-- start --
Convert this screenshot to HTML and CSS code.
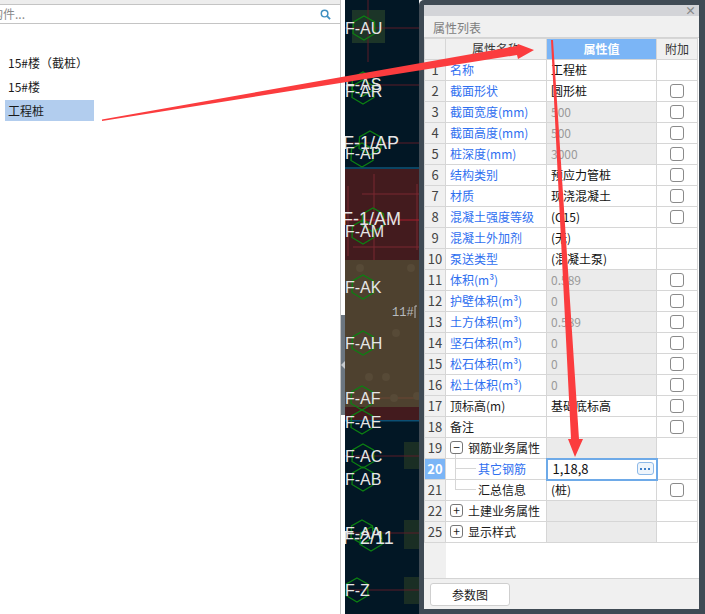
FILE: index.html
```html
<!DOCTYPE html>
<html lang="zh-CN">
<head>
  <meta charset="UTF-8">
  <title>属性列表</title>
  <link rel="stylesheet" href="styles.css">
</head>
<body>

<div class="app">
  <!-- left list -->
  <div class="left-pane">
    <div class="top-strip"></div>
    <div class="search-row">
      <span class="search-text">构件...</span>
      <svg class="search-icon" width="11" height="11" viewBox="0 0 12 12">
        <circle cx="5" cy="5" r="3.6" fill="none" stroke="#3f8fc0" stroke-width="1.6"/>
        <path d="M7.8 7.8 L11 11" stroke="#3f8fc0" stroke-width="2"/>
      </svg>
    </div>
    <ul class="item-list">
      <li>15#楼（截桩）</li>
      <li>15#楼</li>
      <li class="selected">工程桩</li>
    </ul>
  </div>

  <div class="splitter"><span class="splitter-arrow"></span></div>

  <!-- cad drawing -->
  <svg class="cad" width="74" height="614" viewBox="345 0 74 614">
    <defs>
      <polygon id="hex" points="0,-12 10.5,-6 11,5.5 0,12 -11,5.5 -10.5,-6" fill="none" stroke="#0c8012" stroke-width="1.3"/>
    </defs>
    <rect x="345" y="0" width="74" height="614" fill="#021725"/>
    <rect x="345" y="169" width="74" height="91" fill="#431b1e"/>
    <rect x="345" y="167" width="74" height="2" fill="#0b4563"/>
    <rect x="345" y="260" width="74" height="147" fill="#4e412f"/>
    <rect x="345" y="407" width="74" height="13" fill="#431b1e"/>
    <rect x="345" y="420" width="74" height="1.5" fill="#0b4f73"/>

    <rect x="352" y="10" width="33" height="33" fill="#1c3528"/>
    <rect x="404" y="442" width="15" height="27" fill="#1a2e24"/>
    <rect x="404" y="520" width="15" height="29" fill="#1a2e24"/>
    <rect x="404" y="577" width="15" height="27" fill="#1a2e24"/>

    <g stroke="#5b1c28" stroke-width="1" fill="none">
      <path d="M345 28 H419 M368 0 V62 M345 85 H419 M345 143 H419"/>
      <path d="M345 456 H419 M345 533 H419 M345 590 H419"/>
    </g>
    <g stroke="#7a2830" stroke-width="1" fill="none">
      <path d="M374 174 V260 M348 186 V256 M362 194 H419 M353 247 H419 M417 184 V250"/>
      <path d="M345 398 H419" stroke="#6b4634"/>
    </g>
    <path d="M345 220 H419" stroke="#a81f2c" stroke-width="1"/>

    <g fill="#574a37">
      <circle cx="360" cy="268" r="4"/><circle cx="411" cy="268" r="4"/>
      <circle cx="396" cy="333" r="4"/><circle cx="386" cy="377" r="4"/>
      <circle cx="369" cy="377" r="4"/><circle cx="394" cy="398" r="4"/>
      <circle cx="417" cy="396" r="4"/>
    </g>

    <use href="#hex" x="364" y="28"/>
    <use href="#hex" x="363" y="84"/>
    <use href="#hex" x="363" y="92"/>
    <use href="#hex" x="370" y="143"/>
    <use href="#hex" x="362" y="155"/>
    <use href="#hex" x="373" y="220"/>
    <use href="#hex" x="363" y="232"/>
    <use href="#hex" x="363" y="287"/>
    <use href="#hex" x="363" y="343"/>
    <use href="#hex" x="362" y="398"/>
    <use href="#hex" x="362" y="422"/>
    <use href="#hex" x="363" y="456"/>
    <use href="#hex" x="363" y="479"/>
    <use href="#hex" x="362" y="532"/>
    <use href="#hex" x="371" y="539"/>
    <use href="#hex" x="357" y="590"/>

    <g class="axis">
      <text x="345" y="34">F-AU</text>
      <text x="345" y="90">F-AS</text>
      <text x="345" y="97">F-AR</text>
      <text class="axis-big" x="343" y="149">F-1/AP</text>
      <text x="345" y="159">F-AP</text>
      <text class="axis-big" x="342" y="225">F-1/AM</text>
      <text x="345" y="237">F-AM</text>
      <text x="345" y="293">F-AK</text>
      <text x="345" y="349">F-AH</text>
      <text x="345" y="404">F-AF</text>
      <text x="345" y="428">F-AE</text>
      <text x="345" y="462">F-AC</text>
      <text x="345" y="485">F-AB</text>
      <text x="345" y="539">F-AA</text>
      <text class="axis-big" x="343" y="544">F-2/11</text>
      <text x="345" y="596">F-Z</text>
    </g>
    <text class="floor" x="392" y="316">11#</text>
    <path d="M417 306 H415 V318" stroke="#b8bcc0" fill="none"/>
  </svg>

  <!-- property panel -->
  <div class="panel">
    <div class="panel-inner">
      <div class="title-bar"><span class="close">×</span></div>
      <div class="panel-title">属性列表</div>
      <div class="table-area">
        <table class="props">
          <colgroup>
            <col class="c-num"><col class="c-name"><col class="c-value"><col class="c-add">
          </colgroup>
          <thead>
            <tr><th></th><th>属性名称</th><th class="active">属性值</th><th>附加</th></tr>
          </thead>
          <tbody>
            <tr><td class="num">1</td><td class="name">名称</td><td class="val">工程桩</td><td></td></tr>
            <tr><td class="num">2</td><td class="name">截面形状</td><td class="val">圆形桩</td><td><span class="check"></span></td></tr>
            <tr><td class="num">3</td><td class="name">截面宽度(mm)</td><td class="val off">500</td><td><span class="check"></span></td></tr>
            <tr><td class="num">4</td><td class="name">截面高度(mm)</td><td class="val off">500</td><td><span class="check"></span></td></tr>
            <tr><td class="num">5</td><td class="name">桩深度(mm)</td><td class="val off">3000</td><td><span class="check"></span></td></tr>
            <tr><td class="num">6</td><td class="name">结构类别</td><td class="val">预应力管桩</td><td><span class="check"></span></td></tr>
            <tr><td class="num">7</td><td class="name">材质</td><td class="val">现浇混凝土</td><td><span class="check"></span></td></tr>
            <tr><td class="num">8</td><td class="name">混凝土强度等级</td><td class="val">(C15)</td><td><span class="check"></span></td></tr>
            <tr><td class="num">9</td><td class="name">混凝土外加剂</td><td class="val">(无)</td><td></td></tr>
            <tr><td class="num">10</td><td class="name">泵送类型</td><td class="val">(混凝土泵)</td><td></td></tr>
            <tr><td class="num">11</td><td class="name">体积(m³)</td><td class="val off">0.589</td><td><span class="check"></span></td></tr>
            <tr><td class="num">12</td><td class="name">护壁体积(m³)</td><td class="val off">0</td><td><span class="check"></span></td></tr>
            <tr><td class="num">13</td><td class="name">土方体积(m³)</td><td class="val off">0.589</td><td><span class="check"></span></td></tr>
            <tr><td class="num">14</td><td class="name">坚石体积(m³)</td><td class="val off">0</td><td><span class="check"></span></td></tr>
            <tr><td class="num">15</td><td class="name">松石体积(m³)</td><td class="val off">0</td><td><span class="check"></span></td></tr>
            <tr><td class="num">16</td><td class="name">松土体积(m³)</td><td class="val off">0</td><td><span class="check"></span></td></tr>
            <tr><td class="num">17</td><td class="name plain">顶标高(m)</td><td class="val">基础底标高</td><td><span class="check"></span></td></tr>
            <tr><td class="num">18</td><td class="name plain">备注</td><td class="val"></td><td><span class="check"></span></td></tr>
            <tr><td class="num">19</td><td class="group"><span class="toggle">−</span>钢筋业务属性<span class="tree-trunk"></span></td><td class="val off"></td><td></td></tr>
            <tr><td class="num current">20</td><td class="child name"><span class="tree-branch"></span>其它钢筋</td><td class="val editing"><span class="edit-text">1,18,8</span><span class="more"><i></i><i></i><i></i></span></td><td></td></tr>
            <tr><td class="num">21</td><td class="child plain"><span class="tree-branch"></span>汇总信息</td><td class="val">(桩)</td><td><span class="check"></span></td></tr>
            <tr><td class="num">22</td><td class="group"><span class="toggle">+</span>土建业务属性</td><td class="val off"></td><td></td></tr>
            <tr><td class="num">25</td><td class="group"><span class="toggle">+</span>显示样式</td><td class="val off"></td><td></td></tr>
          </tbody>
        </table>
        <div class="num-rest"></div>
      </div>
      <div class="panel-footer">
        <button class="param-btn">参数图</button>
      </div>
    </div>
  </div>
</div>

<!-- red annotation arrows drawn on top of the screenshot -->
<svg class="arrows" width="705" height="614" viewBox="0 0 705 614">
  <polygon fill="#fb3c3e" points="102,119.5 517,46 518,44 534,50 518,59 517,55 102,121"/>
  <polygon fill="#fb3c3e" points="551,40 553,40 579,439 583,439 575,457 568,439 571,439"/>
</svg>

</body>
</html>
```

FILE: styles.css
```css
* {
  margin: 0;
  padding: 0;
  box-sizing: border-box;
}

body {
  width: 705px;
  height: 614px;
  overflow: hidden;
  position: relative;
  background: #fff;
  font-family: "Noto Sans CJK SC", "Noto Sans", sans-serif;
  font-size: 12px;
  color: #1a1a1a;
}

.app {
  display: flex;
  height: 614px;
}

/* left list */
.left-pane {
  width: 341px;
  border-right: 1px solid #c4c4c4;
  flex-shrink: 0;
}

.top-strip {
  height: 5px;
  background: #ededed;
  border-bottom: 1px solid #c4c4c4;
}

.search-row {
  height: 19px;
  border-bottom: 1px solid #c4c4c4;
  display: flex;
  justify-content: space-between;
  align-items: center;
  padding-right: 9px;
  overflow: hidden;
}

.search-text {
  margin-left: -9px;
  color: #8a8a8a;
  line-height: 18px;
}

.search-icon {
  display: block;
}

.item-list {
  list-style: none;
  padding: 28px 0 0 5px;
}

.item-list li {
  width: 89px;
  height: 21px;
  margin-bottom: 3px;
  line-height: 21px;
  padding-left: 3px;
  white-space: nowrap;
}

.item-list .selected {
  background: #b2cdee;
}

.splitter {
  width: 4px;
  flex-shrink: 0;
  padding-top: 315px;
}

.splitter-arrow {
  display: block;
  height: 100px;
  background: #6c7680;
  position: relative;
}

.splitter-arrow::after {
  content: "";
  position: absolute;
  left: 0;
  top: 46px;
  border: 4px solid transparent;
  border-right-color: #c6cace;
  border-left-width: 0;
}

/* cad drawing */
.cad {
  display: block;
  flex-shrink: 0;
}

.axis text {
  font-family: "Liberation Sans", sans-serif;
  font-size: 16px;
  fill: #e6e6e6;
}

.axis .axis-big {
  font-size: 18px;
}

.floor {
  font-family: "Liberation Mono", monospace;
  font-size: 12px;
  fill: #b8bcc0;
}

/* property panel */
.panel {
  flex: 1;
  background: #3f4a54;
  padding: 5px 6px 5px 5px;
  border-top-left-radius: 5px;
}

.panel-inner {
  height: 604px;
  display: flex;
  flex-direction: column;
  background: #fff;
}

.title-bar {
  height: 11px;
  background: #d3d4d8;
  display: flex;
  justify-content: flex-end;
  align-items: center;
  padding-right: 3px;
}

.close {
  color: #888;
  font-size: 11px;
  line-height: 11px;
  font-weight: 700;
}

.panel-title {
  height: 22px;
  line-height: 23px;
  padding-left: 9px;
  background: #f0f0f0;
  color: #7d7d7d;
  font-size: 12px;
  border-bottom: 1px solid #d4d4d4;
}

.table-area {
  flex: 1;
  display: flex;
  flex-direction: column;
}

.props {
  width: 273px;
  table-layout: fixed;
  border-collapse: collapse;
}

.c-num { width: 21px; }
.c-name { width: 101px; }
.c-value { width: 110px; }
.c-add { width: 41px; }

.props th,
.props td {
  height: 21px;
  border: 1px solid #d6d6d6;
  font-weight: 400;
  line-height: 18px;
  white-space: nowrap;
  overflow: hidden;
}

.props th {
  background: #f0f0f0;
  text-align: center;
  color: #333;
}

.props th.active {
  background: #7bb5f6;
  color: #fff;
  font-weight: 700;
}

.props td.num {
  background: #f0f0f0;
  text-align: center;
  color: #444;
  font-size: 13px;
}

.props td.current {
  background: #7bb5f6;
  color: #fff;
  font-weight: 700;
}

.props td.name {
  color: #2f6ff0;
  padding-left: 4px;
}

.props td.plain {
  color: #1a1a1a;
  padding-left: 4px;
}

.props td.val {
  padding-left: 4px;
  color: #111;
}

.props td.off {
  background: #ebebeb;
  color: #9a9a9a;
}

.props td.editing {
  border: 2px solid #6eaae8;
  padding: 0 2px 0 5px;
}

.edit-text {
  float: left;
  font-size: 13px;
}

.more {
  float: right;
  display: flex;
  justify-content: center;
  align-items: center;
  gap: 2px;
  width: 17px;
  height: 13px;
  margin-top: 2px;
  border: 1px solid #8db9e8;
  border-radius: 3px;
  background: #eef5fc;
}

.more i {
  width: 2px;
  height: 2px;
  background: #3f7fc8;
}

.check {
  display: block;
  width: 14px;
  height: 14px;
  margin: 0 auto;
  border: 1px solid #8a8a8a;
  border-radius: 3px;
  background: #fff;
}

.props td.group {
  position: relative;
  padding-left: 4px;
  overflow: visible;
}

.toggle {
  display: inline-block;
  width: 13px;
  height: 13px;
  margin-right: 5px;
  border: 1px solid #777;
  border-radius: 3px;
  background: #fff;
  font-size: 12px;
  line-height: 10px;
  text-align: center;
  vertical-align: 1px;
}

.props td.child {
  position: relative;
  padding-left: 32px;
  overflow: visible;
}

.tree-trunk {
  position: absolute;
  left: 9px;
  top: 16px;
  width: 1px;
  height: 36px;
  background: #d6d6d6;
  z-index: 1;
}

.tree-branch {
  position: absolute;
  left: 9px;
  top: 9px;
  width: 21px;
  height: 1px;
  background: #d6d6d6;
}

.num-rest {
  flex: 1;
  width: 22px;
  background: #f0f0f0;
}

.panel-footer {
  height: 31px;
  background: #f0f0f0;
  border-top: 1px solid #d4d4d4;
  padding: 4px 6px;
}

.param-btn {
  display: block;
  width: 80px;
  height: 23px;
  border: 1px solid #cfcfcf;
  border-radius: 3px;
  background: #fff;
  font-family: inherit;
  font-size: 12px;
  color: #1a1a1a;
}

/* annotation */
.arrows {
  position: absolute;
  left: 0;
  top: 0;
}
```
-- end --
-- start --
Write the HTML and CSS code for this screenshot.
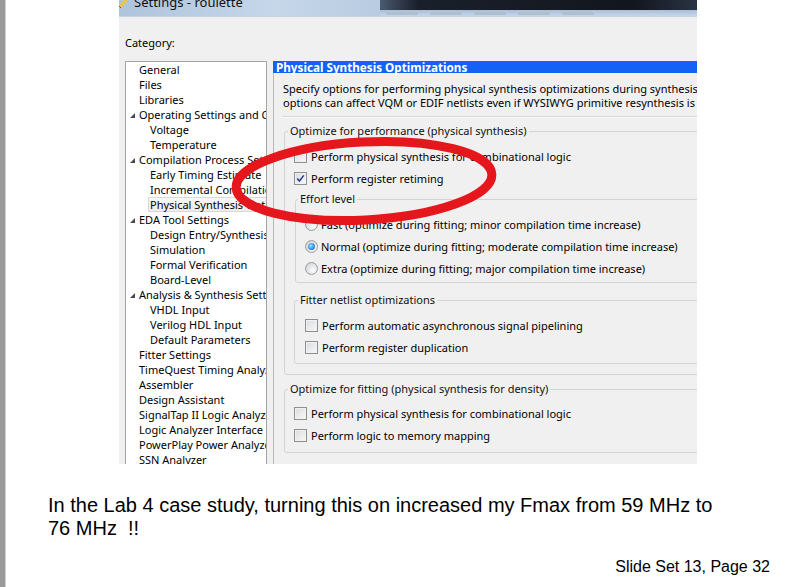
-- end --
-- start --
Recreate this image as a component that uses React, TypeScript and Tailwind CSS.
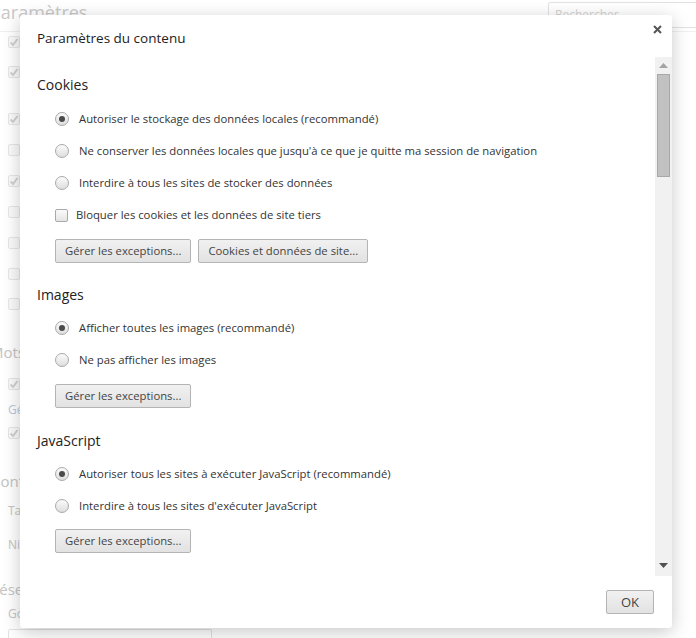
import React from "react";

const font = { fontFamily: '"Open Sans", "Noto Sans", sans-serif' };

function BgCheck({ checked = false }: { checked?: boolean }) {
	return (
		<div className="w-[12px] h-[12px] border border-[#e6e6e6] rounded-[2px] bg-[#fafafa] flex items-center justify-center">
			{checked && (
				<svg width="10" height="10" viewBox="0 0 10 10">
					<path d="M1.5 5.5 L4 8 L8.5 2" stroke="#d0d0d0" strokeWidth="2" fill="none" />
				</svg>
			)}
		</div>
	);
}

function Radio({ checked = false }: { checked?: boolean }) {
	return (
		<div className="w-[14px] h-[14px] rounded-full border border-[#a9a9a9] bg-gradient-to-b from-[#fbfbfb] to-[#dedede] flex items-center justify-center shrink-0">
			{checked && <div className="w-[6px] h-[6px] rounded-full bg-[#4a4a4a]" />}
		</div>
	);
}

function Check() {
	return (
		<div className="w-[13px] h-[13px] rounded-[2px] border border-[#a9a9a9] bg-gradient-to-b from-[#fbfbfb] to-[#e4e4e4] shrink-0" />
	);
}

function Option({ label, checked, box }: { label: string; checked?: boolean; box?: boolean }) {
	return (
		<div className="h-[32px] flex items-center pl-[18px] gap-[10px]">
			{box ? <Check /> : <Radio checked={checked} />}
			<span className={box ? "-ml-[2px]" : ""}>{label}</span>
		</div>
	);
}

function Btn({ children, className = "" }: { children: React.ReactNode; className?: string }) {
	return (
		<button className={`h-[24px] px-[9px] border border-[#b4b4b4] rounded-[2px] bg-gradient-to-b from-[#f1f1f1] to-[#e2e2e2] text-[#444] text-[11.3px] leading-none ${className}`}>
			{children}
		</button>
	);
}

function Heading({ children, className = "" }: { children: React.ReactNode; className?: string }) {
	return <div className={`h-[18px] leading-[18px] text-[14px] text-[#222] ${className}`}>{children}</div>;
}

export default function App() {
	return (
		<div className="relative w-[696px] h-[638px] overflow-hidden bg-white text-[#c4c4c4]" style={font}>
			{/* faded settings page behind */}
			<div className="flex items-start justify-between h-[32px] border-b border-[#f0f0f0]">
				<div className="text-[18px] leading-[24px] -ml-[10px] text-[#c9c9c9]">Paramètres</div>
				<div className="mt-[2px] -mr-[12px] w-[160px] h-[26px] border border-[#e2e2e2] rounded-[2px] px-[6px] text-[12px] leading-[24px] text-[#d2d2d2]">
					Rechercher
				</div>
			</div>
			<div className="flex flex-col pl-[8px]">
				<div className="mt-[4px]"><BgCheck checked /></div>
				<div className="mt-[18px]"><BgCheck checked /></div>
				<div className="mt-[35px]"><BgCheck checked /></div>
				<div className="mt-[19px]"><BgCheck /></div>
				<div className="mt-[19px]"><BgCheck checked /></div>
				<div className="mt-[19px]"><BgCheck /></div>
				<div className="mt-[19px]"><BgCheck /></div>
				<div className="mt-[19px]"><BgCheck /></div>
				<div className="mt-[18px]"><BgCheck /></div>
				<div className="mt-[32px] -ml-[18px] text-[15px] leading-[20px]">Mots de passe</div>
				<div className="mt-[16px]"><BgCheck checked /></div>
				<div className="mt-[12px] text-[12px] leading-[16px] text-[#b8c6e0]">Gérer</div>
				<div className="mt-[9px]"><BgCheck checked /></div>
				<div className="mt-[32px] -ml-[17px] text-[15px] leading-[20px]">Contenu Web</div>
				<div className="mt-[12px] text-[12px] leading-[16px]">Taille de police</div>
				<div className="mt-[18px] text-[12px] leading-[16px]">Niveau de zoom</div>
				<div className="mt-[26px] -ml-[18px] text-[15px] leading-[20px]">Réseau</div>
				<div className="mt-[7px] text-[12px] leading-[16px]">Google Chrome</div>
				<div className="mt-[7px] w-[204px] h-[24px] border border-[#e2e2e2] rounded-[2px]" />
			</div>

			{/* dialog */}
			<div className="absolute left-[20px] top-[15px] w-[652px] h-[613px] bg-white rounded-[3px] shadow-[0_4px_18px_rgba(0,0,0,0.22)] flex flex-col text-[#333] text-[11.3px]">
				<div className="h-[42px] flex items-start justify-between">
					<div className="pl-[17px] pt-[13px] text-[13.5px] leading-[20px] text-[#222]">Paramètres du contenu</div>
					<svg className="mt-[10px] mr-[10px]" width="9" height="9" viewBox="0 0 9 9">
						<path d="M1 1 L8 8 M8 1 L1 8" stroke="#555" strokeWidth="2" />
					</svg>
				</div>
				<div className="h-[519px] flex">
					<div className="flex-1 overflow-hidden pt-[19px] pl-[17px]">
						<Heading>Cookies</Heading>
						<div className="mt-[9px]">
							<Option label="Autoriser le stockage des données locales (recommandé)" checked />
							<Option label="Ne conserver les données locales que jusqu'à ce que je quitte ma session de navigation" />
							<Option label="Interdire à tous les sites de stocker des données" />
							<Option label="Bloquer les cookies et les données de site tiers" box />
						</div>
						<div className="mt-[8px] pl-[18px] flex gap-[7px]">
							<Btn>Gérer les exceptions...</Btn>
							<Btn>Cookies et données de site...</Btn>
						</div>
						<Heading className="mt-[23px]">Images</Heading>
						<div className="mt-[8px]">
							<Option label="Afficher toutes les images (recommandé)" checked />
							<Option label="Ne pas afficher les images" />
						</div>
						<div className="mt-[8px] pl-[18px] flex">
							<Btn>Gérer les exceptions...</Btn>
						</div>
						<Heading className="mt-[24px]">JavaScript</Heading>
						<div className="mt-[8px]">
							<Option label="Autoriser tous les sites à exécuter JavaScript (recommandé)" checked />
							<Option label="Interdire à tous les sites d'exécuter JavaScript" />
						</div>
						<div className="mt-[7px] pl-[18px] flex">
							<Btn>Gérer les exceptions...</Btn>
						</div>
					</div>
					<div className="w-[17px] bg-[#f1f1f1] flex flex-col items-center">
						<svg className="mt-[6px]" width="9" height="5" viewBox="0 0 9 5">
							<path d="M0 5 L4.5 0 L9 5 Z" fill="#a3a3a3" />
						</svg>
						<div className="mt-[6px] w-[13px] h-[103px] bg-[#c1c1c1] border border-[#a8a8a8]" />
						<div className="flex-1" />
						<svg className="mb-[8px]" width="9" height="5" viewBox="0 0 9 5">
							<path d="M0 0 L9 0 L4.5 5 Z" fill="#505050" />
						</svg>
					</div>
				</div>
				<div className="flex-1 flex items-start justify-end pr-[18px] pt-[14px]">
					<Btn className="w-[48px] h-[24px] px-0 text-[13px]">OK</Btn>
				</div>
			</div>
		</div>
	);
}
-- end --
OBJECTIVE:
Across the preceding material, how many lines contain the word "React"? State the number alone.

ANSWER FOR THIS EXERCISE:
4